## The exercise
Extract the lines that carry the string "image" from the listing.

## Dataset excerpt
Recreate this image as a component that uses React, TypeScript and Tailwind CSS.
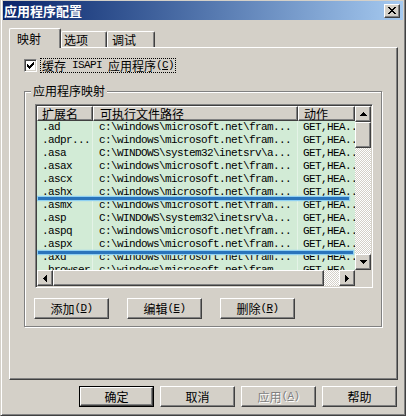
const cjk = "font-['Noto_Sans_CJK_SC',sans-serif]";
const mono = "font-['Liberation_Mono','Noto_Sans_CJK_SC',monospace]";
const raised =
  "border border-t-white border-l-white border-r-[#404040] border-b-[#404040] shadow-[inset_-1px_-1px_0_#808080]";
const sunken =
  "border border-t-[#808080] border-l-[#808080] border-r-white border-b-white shadow-[inset_1px_1px_0_#404040,inset_-1px_-1px_0_#d4d0c8]";
const track =
  "bg-[image:repeating-conic-gradient(#ffffff_0%_25%,#d4d0c8_0%_50%)] bg-[length:2px_2px]";

const FRAM = "c:\\windows\\microsoft.net\\fram...";
const SYS = "C:\\WINDOWS\\system32\\inetsrv\\a...";

const rows = [
  [".ad", FRAM],
  [".adpr...", FRAM],
  [".asa", SYS],
  [".asax", FRAM],
  [".ascx", FRAM],
  [".ashx", FRAM],
  [".asmx", FRAM],
  [".asp", SYS],
  [".aspq", FRAM],
  [".aspx", FRAM],
  [".axd", FRAM],
  [".browser", FRAM],
];

type Dir = "up" | "down" | "left" | "right";

const Arrow = ({ dir }: { dir: Dir }) => {
  const vertical = dir === "up" || dir === "down";
  const pts = {
    up: "3.5,0 7,4 0,4",
    down: "0,0 7,0 3.5,4",
    left: "4,0 4,7 0,3.5",
    right: "0,0 4,3.5 0,7",
  }[dir];
  return (
    <svg width={vertical ? 7 : 4} height={vertical ? 4 : 7} shapeRendering="crispEdges">
      <polygon points={pts} fill="#000" />
    </svg>
  );
};

const ScrollBtn = ({ dir }: { dir: Dir }) => (
  <div className={`w-[16px] h-[16px] shrink-0 bg-[#d4d0c8] flex items-center justify-center ${raised}`}>
    <Arrow dir={dir} />
  </div>
);

const Key = ({ k }: { k: string }) => (
  <span className={`${mono} text-[11px] tracking-[-0.6px]`}>
    (<span className="underline">{k}</span>)
  </span>
);

const Button = ({ label, k, isDefault, disabled }: { label: string; k?: string; isDefault?: boolean; disabled?: boolean }) => {
  const inner = (
    <div
      className={`w-full h-full bg-[#d4d0c8] flex items-center justify-center text-[12px] ${raised} ${
        disabled ? "text-[#808080] [text-shadow:1px_1px_0_#fff]" : "text-black"
      }`}
    >
      <span className={cjk}>{label}</span>
      {k && <Key k={k} />}
    </div>
  );
  if (isDefault) return <div className="w-[75px] h-[21px] border border-black">{inner}</div>;
  return <div className="w-[75px] h-[21px]">{inner}</div>;
};

const ListView = () => (
  <div className={`w-[338px] h-[184px] p-[1px] ${sunken}`}>
    <div className="grid grid-cols-[318px_16px] grid-rows-[164px_16px] w-full h-full">
      <div className="flex flex-col overflow-hidden">
        <div className={`flex h-[15px] shrink-0 text-[12px] leading-[13px] ${cjk}`}>
          <div className={`w-[56px] pl-[4px] bg-[#d4d0c8] ${raised}`}>扩展名</div>
          <div className={`w-[205px] pl-[6px] bg-[#d4d0c8] ${raised}`}>可执行文件路径</div>
          <div className={`w-[57px] pl-[5px] bg-[#d4d0c8] ${raised}`}>动作</div>
        </div>
        <div className="relative flex-1 overflow-hidden bg-[#d2ebd6]">
          {rows.map(([ext, path]) => (
            <div key={ext} className={`flex h-[13px] text-[11px] leading-[13px] tracking-[-0.6px] whitespace-nowrap ${mono}`}>
              <div className="w-[56px] pl-[5px] overflow-hidden border-r border-[#e4f3e7]">{ext}</div>
              <div className="w-[205px] pl-[6px] overflow-hidden border-r border-[#e4f3e7]">{path}</div>
              <div className="w-[57px] pl-[5px] overflow-hidden">GET,HEA..</div>
            </div>
          ))}
          <div className="absolute left-[1px] top-[76px] w-[311px] h-[3px] bg-[#2a74bb] shadow-[0_0_1px_1px_#8fd0f2]" />
          <div className="absolute left-[1px] top-[130px] w-[315px] h-[3px] bg-[#2a74bb] shadow-[0_0_1px_1px_#8fd0f2]" />
        </div>
      </div>
      <div className="flex flex-col">
        <ScrollBtn dir="up" />
        <div className={`h-[26px] shrink-0 bg-[#d4d0c8] ${raised}`} />
        <div className={`flex-1 ${track}`} />
        <ScrollBtn dir="down" />
      </div>
      <div className="flex">
        <ScrollBtn dir="left" />
        <div className={`w-[271px] shrink-0 bg-[#d4d0c8] ${raised}`} />
        <div className={`flex-1 ${track}`} />
        <ScrollBtn dir="right" />
      </div>
      <div className="bg-[#d4d0c8]" />
    </div>
  </div>
);

export default function App() {
  return (
    <div className="w-[406px] h-[416px] bg-[#d4d0c8] border-l border-r border-b border-l-[#d4d0c8] border-r-[#404040] border-b-[#404040] shadow-[inset_1px_0_0_#fff,inset_-1px_-1px_0_#808080] px-[2px] pt-[1px] flex flex-col overflow-hidden text-black">
      <div className="h-[19px] shrink-0 flex items-center justify-between bg-linear-to-r from-[#0a246a] to-[#a6caf0] pl-[1px] pr-[3px]">
        <span className={`text-white font-bold text-[13px] leading-[15px] ${cjk}`}>应用程序配置</span>
        <div className={`w-[16px] h-[14px] bg-[#d4d0c8] flex items-center justify-center ${raised}`}>
          <svg width="8" height="7" shapeRendering="crispEdges">
            <path d="M0 0h2l2 2.5 2-2.5h2l-3 3.5 3 3.5h-2l-2-2.5-2 2.5h-2l3-3.5z" fill="#000" />
          </svg>
        </div>
      </div>

      <div className={`mt-[8px] ml-[6px] h-[19px] flex items-end text-[12px] ${cjk}`}>
        <div className="relative z-10 -mb-px w-[52px] h-[20px] bg-[#d4d0c8] border-t border-l border-r border-t-white border-l-white border-r-[#404040] rounded-t-[2px] shadow-[inset_-1px_0_0_#808080] pl-[7px] pt-[3px] leading-[14px]">
          映射
        </div>
        <div className="w-[46px] h-[16px] border-t border-l border-r border-t-white border-l-white border-r-[#404040] rounded-t-[2px] shadow-[inset_-1px_0_0_#808080] pl-[2px] leading-[15px]">
          选项
        </div>
        <div className="w-[48px] h-[16px] border-t border-l border-r border-t-white border-l-white border-r-[#404040] rounded-t-[2px] shadow-[inset_-1px_0_0_#808080] pl-[4px] leading-[15px]">
          调试
        </div>
      </div>

      <div className={`ml-[6px] w-[389px] h-[333px] shrink-0 pl-[14px] pt-[10px] flex flex-col ${raised}`}>
        <div className="flex items-center h-[15px]">
          <div className={`w-[13px] h-[13px] bg-white flex items-center justify-center ${sunken}`}>
            <svg width="7" height="7" shapeRendering="crispEdges">
              <path d="M0 2h1v1h1v1h1v-1h1v-1h1v-1h1v-1h1v3h-1v1h-1v1h-1v1h-1v1h-1v-1h-1v-1h-1z" fill="#000" />
            </svg>
          </div>
          <div className="ml-[3px] h-[15px] px-[1px] border border-dotted border-black flex items-center text-[12px] leading-[13px]">
            <span className={cjk}>缓存</span>
            <span className={`${mono} text-[11px] tracking-[-0.6px] whitespace-pre`}> ISAPI </span>
            <span className={cjk}>应用程序</span>
            <Key k="C" />
          </div>
        </div>

        <div className="relative mt-[18px] w-[358px] h-[236px] border border-[#808080] shadow-[inset_1px_1px_0_#fff,1px_1px_0_#fff] pl-[10px] pt-[12px]">
          <span className={`absolute left-[6px] -top-[9px] px-[2px] bg-[#d4d0c8] text-[12px] leading-[16px] ${cjk}`}>应用程序映射</span>
          <ListView />
          <div className="mt-[10px] -ml-px flex gap-[18px]">
            <Button label="添加" k="D" />
            <Button label="编辑" k="E" />
            <Button label="删除" k="R" />
          </div>
        </div>
      </div>

      <div className="mt-[6px] ml-[76px] flex gap-[6px]">
        <Button label="确定" isDefault />
        <Button label="取消" />
        <Button label="应用" k="A" disabled />
        <Button label="帮助" />
      </div>
    </div>
  );
}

## Answer in full
Recreate this image as a component that uses React, TypeScript and Tailwind CSS.
  "bg-[image:repeating-conic-gradient(#ffffff_0%_25%,#d4d0c8_0%_50%)] bg-[length:2px_2px]";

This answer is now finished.